Der entscheidende Moment der Partie: Weiß muss seinen 19. Zug ausführen. Der Inder zog seinen Turm nach d2 und verlor wertvolle Zeit. Richtig war es mit dem Läufer nach d3 zu ziehen und eine Besonderheit der Stellung auszunutzen und den Zug des Springers nach g6 folgen zu lassen.
In dieser Stellung sollte Gukesh als Schwarzspieler mit dem Turm nach a5 ziehen und die Türme tauschen. Danach wäre die Partie wohl schnell beendet gewesen. Stattdessen zog der Inder seinen Turm passiv nach d7 und bekam von Anish Giri eine Lektion erteilt. Der anschließende Ruhetag kam für Gukesh offenbar zum richtigen Zeitpunkt.
Wie ausgewechselt kam der jüngste Spieler in Wijk und Kandidat aus der Pause. Es folgten drei Siege nacheinander. Zunächst gewann der aktuell laut Ratingliste drittbeste Spieler aus Chennai – hinter Anand und Pragg - gegen Nepomniachtchi. Es folgten weitere zwei Siege gegen niederländische Spieler.
ie Partie gegen Ian Nepomniachtchi wurde durch eine taktische Ungenauigkeit des Russen entschieden. Gegen Jorden Van Foreest rochierte Gukesh im 28. Zug in der obigen Stellung lang und erlangte klaren Vorteil. Die Partie hat eine ganze Reihe von spannenden taktischen Momenten zu bieten. Eine echte Meisterleistung von Gukesh in der Schottischen Partie.

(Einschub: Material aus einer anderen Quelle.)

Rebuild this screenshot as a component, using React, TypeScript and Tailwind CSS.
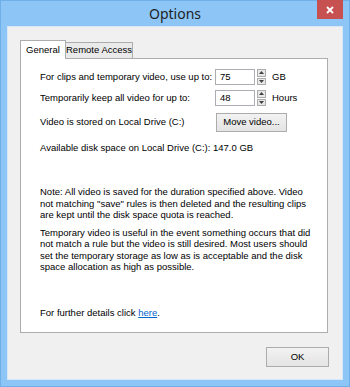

Max Warmerdam hatte zuvor mit einem Bauern weniger eine sehr gut Defensivleistung gebracht. In dieser Stellung galt es vor allem den Schwenk des Turmes nach g5 zu verhindern. Schwarz sollte seinen König nach f6 ziehen. Es passierte etwas Tragisches: Max Warmerdam spielte stattdessen den schrecklichen Turmzug nach g1. Nach Kf2 und Kg3 war die Stellung sofort verloren. Letztlich wurde die Ausdauer und der Wille von Gukesh belohnt.
In der achten Runde folgte ein hart umkämpftes Remis gegen Ju Wenjun, die ein weiteres Endspiel mit Turm und Springer gegen Turm und Springer verteidigte. Letztlich hatte Gukesh diesmal keinen Erfolg. Mit dem geteilten ersten Platz und einem Ergebnis von plus zwei ging es diesmal in die Pause. Von Gukesh ist bekannt, dass er seit einem Jahr regelmäßig mit dem Grzegorz Garjewski zusammen arbeitet. Der Pole war Sekundant von Anand und arbeitet für die WACA, die Westbridge Anand Chess Academy, eine indische Kaderschmiede. Garjewski ist ebenfalls in Wijk dabei. Unbekannt ist derzeit welche der langjährige Heimtrainer von Gukesh, der fünfunddreißigjährige Vishnu Prassana, spielt. Etwas überraschend ist, dass Gukesh bislang anders als andere Talente wie Arjun Erigaisi und Nihal Sarin, keine Sponsorendeals bekannt gegeben hat.
Partien
Zwischenfazit
Acht Partien sind zum Einschätzen der Chancen und der aktuellen Form der Spieler natürlich zu wenig. Die fünf Kandidaten in Wijk hatten bereits ihre ersten Schwankungen und im Falle von Ian Nepomniachtchi und vor allem Alireza Firouzja und Gukesh bereits erste starke Comebacks während des Turniers. Praggnanandhaa hat viele kleinere Chancen auf Mehr ausgelassen, aber sich auch selbst in Bedrängnis gebracht. In den Duellen der Kandidaten liegt Ian nach drei Partien gegen die indischen Kandidaten hinten. Am wenigsten Schwankungen, aber auch Risikobereitschaft in seinem Spiel zeigte Vidit, der bisher fünf Weißpartien gespielt hat. Seine einzige Gewinnpartie erzielte er ausgerechnet gegen ein Mitwettbewerber in Toronto: Alireza Firouzja. In den Runden 9 und 10 muss Vidit sich der Angriffe seiner Landsleute erwehren. In den drei Schlussrunden spielt Pragg, Gukesh und Alireza ihre Partien. Zuschauer dürfen gespannt sein welcher der drei Youngster von den Kandidaten dann die Nase vorne hat. Können Ian oder Vidit noch mithalten?